Examine each line of the data. Copy those that contain the string "styles".

=-=-=

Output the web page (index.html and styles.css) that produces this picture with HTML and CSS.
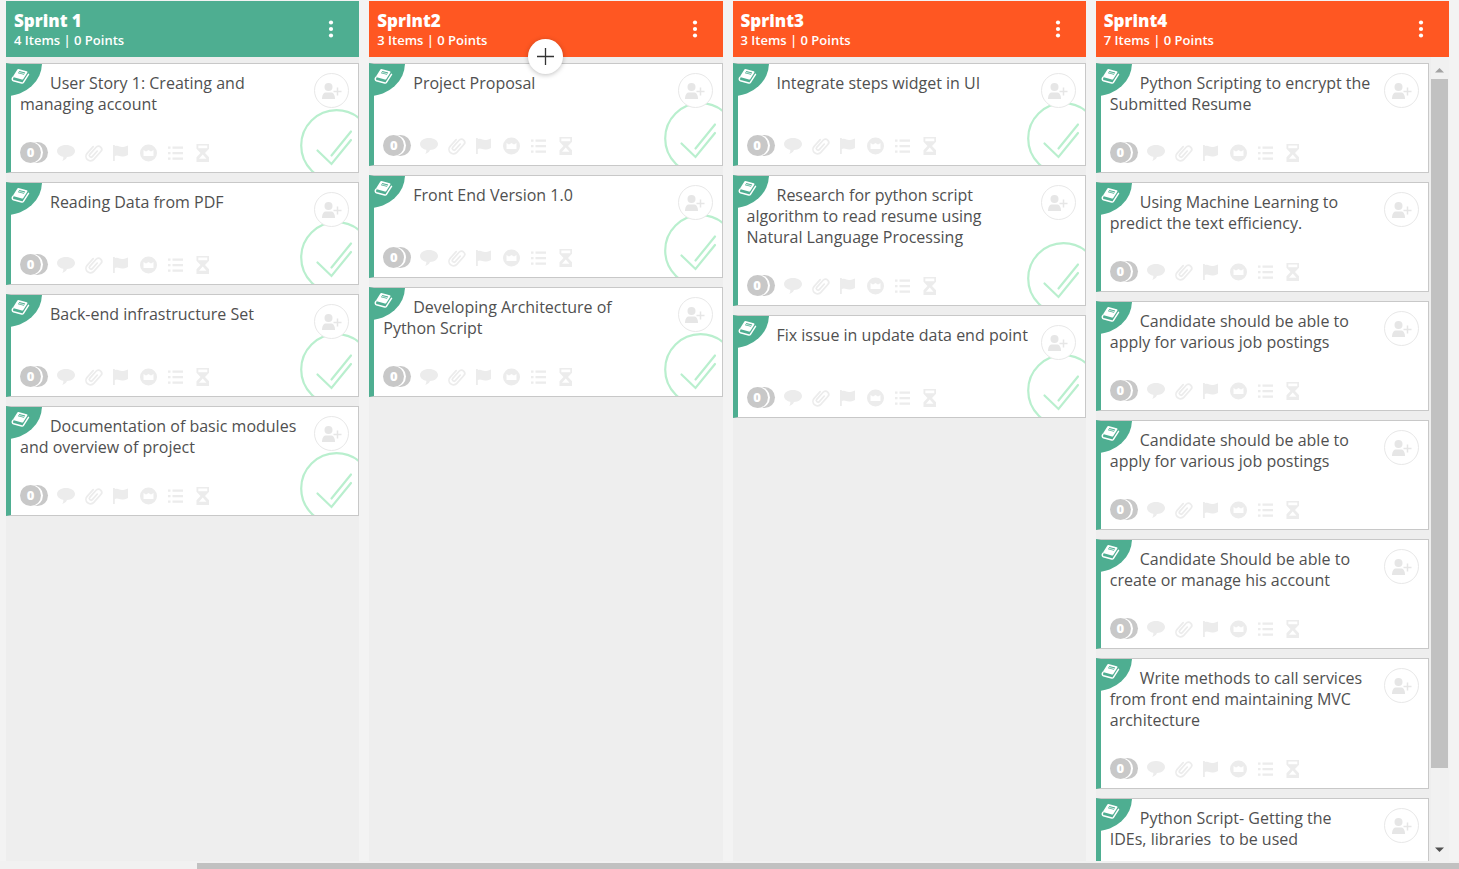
FILE: index.html
```html
<!DOCTYPE html>
<html lang="en">
<head>
<meta charset="utf-8">
<title>Sprint board</title>
<link rel="stylesheet" href="styles.css">
</head>
<body>
<svg class="defs" aria-hidden="true">
  <symbol id="book" viewBox="0 0 19 17">
    <path fill-rule="evenodd" d="M7.500 1 15.800 3.200Q17 3.600 16.300 4.700L12.300 11Q11.800 11.800 10.900 11.500L2.800 9.300Q1.600 8.900 2.300 7.900L6.200 1.700Q6.700.8 7.500 1zM8.300 3 7 5.200 12.900 6.800 14.200 4.600z" fill="#fff"/>
    <path d="M8 4.300 13.500 5.800" stroke="#fff" stroke-width=".7"/>
    <path d="M2 9.300C.8 10.500 1.200 12.400 2.400 12.800L10.800 15Q11.800 15.300 12.400 14.400L17.500 6.300" fill="none" stroke="#fff" stroke-width="1.500" stroke-linejoin="round" stroke-linecap="round"/>
  </symbol>
  <symbol id="dots" viewBox="0 0 6 18">
    <circle cx="3" cy="2.5" r="2.1"/><circle cx="3" cy="9" r="2.1"/><circle cx="3" cy="15.5" r="2.1"/>
  </symbol>
  <symbol id="member" viewBox="0 0 20 16">
    <circle cx="6.500" cy="4" r="4"/>
    <path d="M0 16c0-4.600 2-6.500 4-6.500h5c2 0 4 1.900 4 6.500z"/>
    <path d="M15.500 4.500v8M11.500 8.500h8" fill="none" stroke="currentColor" stroke-width="1.500"/>
  </symbol>
  <symbol id="tick" viewBox="0 0 73 73">
    <g fill="none" stroke="#b9efce" stroke-width="2.200" stroke-linecap="round">
      <circle cx="36.500" cy="36.500" r="35.300"/>
      <path d="M17.500 41.500 31.500 55 51 31M31.500 46.500 51 22.500"/>
    </g>
  </symbol>
  <symbol id="tools" viewBox="0 0 155 18">
    <path d="M9 1c5 0 9 2.600 9 6s-3.500 5.800-8 6c-.8 2-2.600 3.400-4.800 3.900.9-1.200 1.300-2.600 1.100-4.100C2.500 12 0 9.800 0 7c0-3.400 4-6 9-6z"/>
    <g transform="rotate(42 36.500 9)" fill="none" stroke="currentColor" stroke-width="1.700" stroke-linecap="round">
      <path d="M32 4.500V13.500a4.500 4.500 0 0 0 9 0V3a3.200 3.200 0 0 0-6.400 0V12.500a1.700 1.700 0 0 0 3.400 0V5"/>
    </g>
    <path d="M56 1h1.800v1.200c3-1.300 4.800.9 7 .9 1.800 0 3.200-.6 6.200-1.600v9.400c-2.500 1.100-4.300 1.700-6.200 1.600-2.600-.2-4.400-2-7-.5v5H56z"/>
    <path fill-rule="evenodd" d="M91.500.5a8.500 8.500 0 1 1 0 17 8.500 8.500 0 0 1 0-17zM86.500 6v6h10V6L94 7.600 91.500 6 89 7.600z"/>
    <path d="M111 2.500h2.500v2.200H111zm0 5.500h2.500v2.200H111zm0 5.500h2.500v2.200H111zm4.500-11H126v2.200h-10.500zm0 5.500H126v2.200h-10.500zm0 5.500H126v2.200h-10.500z"/>
    <path fill-rule="evenodd" d="M139.500 0h12.500v4.700L148 9l4 4.300V18h-12.500v-4.700L143.500 9l-4-4.300zM141.300 1.600v2.600h9V1.600zM145.700 10.500l-3.700 4.200h7.500z"/>
  </symbol>
</svg>

<main class="board">
  <section class="column">
    <header class="head head-done">
      <div><h2>Sprint 1</h2><p>4 Items | 0 Points</p></div>
      <button class="menu" aria-label="Sprint 1 menu"><svg><use href="#dots"/></svg></button>
    </header>
    <div class="list">
      <article class="card">
        <span class="corner"><svg><use href="#book"/></svg></span>
        <h3>User Story 1: Creating and managing account</h3>
        <svg class="tick"><use href="#tick"/></svg>
        <button class="member" aria-label="Add member"><svg><use href="#member"/></svg></button>
        <footer><span class="points">0</span><svg class="tools"><use href="#tools"/></svg></footer>
      </article>
      <article class="card">
        <span class="corner"><svg><use href="#book"/></svg></span>
        <h3>Reading Data from PDF</h3>
        <svg class="tick"><use href="#tick"/></svg>
        <button class="member" aria-label="Add member"><svg><use href="#member"/></svg></button>
        <footer><span class="points">0</span><svg class="tools"><use href="#tools"/></svg></footer>
      </article>
      <article class="card">
        <span class="corner"><svg><use href="#book"/></svg></span>
        <h3>Back-end infrastructure Set</h3>
        <svg class="tick"><use href="#tick"/></svg>
        <button class="member" aria-label="Add member"><svg><use href="#member"/></svg></button>
        <footer><span class="points">0</span><svg class="tools"><use href="#tools"/></svg></footer>
      </article>
      <article class="card">
        <span class="corner"><svg><use href="#book"/></svg></span>
        <h3>Documentation of basic modules and overview of project</h3>
        <svg class="tick"><use href="#tick"/></svg>
        <button class="member" aria-label="Add member"><svg><use href="#member"/></svg></button>
        <footer><span class="points">0</span><svg class="tools"><use href="#tools"/></svg></footer>
      </article>
    </div>
  </section>

  <section class="column">
    <header class="head">
      <div><h2>Sprint2</h2><p>3 Items | 0 Points</p></div>
      <button class="menu" aria-label="Sprint2 menu"><svg><use href="#dots"/></svg></button>
      <button class="add" aria-label="Add item"><svg viewBox="0 0 17 17"><path d="M8.500 0v17M0 8.500h17"/></svg></button>
    </header>
    <div class="list">
      <article class="card">
        <span class="corner"><svg><use href="#book"/></svg></span>
        <h3>Project Proposal</h3>
        <svg class="tick"><use href="#tick"/></svg>
        <button class="member" aria-label="Add member"><svg><use href="#member"/></svg></button>
        <footer><span class="points">0</span><svg class="tools"><use href="#tools"/></svg></footer>
      </article>
      <article class="card">
        <span class="corner"><svg><use href="#book"/></svg></span>
        <h3>Front End Version 1.0</h3>
        <svg class="tick"><use href="#tick"/></svg>
        <button class="member" aria-label="Add member"><svg><use href="#member"/></svg></button>
        <footer><span class="points">0</span><svg class="tools"><use href="#tools"/></svg></footer>
      </article>
      <article class="card">
        <span class="corner"><svg><use href="#book"/></svg></span>
        <h3>Developing Architecture of Python&nbsp;Script</h3>
        <svg class="tick"><use href="#tick"/></svg>
        <button class="member" aria-label="Add member"><svg><use href="#member"/></svg></button>
        <footer><span class="points">0</span><svg class="tools"><use href="#tools"/></svg></footer>
      </article>
    </div>
  </section>

  <section class="column">
    <header class="head">
      <div><h2>Sprint3</h2><p>3 Items | 0 Points</p></div>
      <button class="menu" aria-label="Sprint3 menu"><svg><use href="#dots"/></svg></button>
    </header>
    <div class="list">
      <article class="card">
        <span class="corner"><svg><use href="#book"/></svg></span>
        <h3>Integrate steps widget in UI</h3>
        <svg class="tick"><use href="#tick"/></svg>
        <button class="member" aria-label="Add member"><svg><use href="#member"/></svg></button>
        <footer><span class="points">0</span><svg class="tools"><use href="#tools"/></svg></footer>
      </article>
      <article class="card">
        <span class="corner"><svg><use href="#book"/></svg></span>
        <h3>Research for python script algorithm to read resume using Natural&nbsp;Language Processing</h3>
        <svg class="tick"><use href="#tick"/></svg>
        <button class="member" aria-label="Add member"><svg><use href="#member"/></svg></button>
        <footer><span class="points">0</span><svg class="tools"><use href="#tools"/></svg></footer>
      </article>
      <article class="card">
        <span class="corner"><svg><use href="#book"/></svg></span>
        <h3>Fix issue in update data end point</h3>
        <svg class="tick"><use href="#tick"/></svg>
        <button class="member" aria-label="Add member"><svg><use href="#member"/></svg></button>
        <footer><span class="points">0</span><svg class="tools"><use href="#tools"/></svg></footer>
      </article>
    </div>
  </section>

  <section class="column">
    <header class="head">
      <div><h2>Sprint4</h2><p>7 Items | 0 Points</p></div>
      <button class="menu" aria-label="Sprint4 menu"><svg><use href="#dots"/></svg></button>
    </header>
    <div class="scroller">
      <div class="list">
        <article class="card">
          <span class="corner"><svg><use href="#book"/></svg></span>
          <h3>Python Scripting to encrypt the Submitted Resume</h3>
          <button class="member" aria-label="Add member"><svg><use href="#member"/></svg></button>
          <footer><span class="points">0</span><svg class="tools"><use href="#tools"/></svg></footer>
        </article>
        <article class="card">
          <span class="corner"><svg><use href="#book"/></svg></span>
          <h3>Using Machine Learning to predict the text efficiency.</h3>
          <button class="member" aria-label="Add member"><svg><use href="#member"/></svg></button>
          <footer><span class="points">0</span><svg class="tools"><use href="#tools"/></svg></footer>
        </article>
        <article class="card">
          <span class="corner"><svg><use href="#book"/></svg></span>
          <h3>Candidate should be able to apply for various job postings</h3>
          <button class="member" aria-label="Add member"><svg><use href="#member"/></svg></button>
          <footer><span class="points">0</span><svg class="tools"><use href="#tools"/></svg></footer>
        </article>
        <article class="card">
          <span class="corner"><svg><use href="#book"/></svg></span>
          <h3>Candidate should be able to apply for various job postings</h3>
          <button class="member" aria-label="Add member"><svg><use href="#member"/></svg></button>
          <footer><span class="points">0</span><svg class="tools"><use href="#tools"/></svg></footer>
        </article>
        <article class="card">
          <span class="corner"><svg><use href="#book"/></svg></span>
          <h3>Candidate Should be able to create or manage his account</h3>
          <button class="member" aria-label="Add member"><svg><use href="#member"/></svg></button>
          <footer><span class="points">0</span><svg class="tools"><use href="#tools"/></svg></footer>
        </article>
        <article class="card">
          <span class="corner"><svg><use href="#book"/></svg></span>
          <h3>Write methods to call services from front end maintaining MVC architecture</h3>
          <button class="member" aria-label="Add member"><svg><use href="#member"/></svg></button>
          <footer><span class="points">0</span><svg class="tools"><use href="#tools"/></svg></footer>
        </article>
        <article class="card">
          <span class="corner"><svg><use href="#book"/></svg></span>
          <h3>Python Script- Getting the IDEs,&nbsp;libraries&nbsp; to be used</h3>
          <button class="member" aria-label="Add member"><svg><use href="#member"/></svg></button>
        </article>
      </div>
      <div class="vbar" aria-hidden="true">
        <svg viewBox="0 0 17 16"><path d="M4 9.500 8.500 5l4.500 4.500z" fill="#a3a3a3"/></svg>
        <div class="vtrack"><div class="vthumb"></div></div>
        <svg viewBox="0 0 17 16"><path d="M4 2.500 8.500 7 13 2.500z" fill="#505050"/></svg>
      </div>
    </div>
  </section>
</main>
<div class="hbar" aria-hidden="true"><div class="hthumb"></div></div>
</body>
</html>
```
FILE: styles.css
```css
* { box-sizing: border-box; }

body {
  margin: 0;
  height: 100vh;
  display: flex;
  flex-direction: column;
  overflow: hidden;
  background: #f3f3f3;
  color: #505050;
  font-family: "Open Sans", "Noto Sans", sans-serif;
}

h2, h3, p { margin: 0; }

button {
  padding: 0;
  border: 0;
  background: none;
  cursor: pointer;
}

svg { display: block; }

.defs {
  position: absolute;
  width: 0;
  height: 0;
}

.board {
  flex: 1;
  min-height: 0;
  display: grid;
  grid-template-columns: repeat(4, minmax(0, 1fr));
  grid-template-rows: minmax(0, 1fr);
  gap: 10px;
  padding: 1px 10px 0 6px;
}

.column {
  display: flex;
  flex-direction: column;
  min-height: 0;
  background: #eee;
}

.head {
  position: relative;
  display: flex;
  align-items: center;
  justify-content: space-between;
  height: 56px;
  flex: none;
  padding: 0 25px 0 8px;
  background: #ff5722;
  color: #fff;
}

.head-done { background: #4eae91; }

.head h2 {
  padding-top: 1px;
  font-size: 17px;
  line-height: 21px;
  font-weight: 800;
}

.head p {
  font-size: 13px;
  line-height: 18px;
  font-weight: 600;
}

.menu svg {
  width: 6px;
  height: 18px;
  fill: #fff;
}

.add {
  position: absolute;
  z-index: 2;
  left: 50%;
  bottom: -17px;
  width: 35px;
  height: 35px;
  margin-left: -18px;
  display: grid;
  place-items: center;
  border-radius: 50%;
  background: #fff;
  box-shadow: 0 1px 5px rgba(0, 0, 0, 0.25);
}

.add svg {
  width: 17px;
  height: 17px;
  fill: none;
  stroke: #333;
  stroke-width: 1.3;
}

.list {
  flex: 1;
  min-width: 0;
  min-height: 0;
  display: flex;
  flex-direction: column;
  gap: 9px;
  padding-top: 6px;
  overflow: hidden;
}

.card {
  position: relative;
  flex: none;
  display: flex;
  flex-direction: column;
  justify-content: space-between;
  gap: 27px;
  min-height: 103px;
  padding: 9px 50px 9px 9px;
  overflow: hidden;
  border: 1px solid #c8c8c8;
  border-left: 5px solid #4eae91;
  background: #fff;
}

.card h3 {
  font-size: 16px;
  line-height: 21px;
  font-weight: 400;
  text-indent: 30px;
}

.corner {
  position: absolute;
  left: -5px;
  top: -1px;
  width: 36px;
  height: 33px;
  padding: 5px 0 0 5px;
  border-bottom-right-radius: 100%;
  background: #4eae91;
}

.corner svg {
  width: 19px;
  height: 17px;
}

.tick {
  position: absolute;
  right: -15px;
  bottom: -10px;
  width: 73px;
  height: 73px;
}

.member {
  position: absolute;
  right: 9px;
  top: 9px;
  width: 35px;
  height: 35px;
  display: grid;
  place-items: center;
  border: 1px solid #e8e8e8;
  border-radius: 50%;
  background: #fff;
}

.member svg {
  width: 20px;
  height: 16px;
  color: #e6e6e6;
  fill: #e6e6e6;
}

.card footer {
  display: flex;
  align-items: center;
  gap: 16px;
}

.points {
  width: 21px;
  height: 21px;
  border-radius: 50%;
  background: #c8c8c8;
  box-shadow: 2px 0 0 #fff, 7px 0 0 #c8c8c8;
  color: #fff;
  font-size: 13px;
  line-height: 21px;
  font-weight: 800;
  text-align: center;
}

.tools {
  width: 155px;
  height: 18px;
  color: #ececec;
  fill: #ececec;
}

.scroller {
  flex: 1;
  min-height: 0;
  display: flex;
  gap: 2px;
}

.vbar {
  width: 18px;
  display: flex;
  flex-direction: column;
  padding: 6px 1px 0 0;
  background: #f1f1f1;
}

.vbar svg {
  flex: none;
  width: 17px;
  height: 16px;
}

.vtrack {
  flex: 1;
  min-height: 0;
}

.vthumb {
  height: 90%;
  background: #c1c1c1;
}

.hbar {
  flex: none;
  display: flex;
  justify-content: flex-end;
  padding-top: 2px;
  background: #f1f1f1;
}

.hthumb {
  width: 86.5%;
  height: 6px;
  background: #c1c1c1;
}
```
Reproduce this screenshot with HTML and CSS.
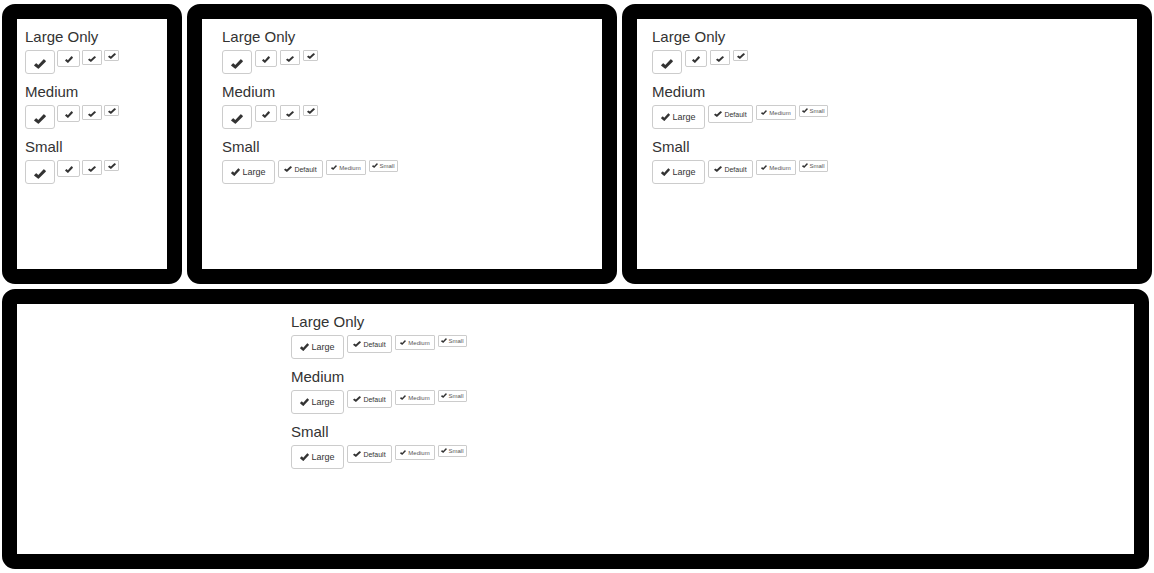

=-=-=

▶ **EXERCISE RESULT**
Output the web page (index.html and styles.css) that produces this picture with HTML and CSS.
<link rel="stylesheet" href="styles.css">
FILE: styles.css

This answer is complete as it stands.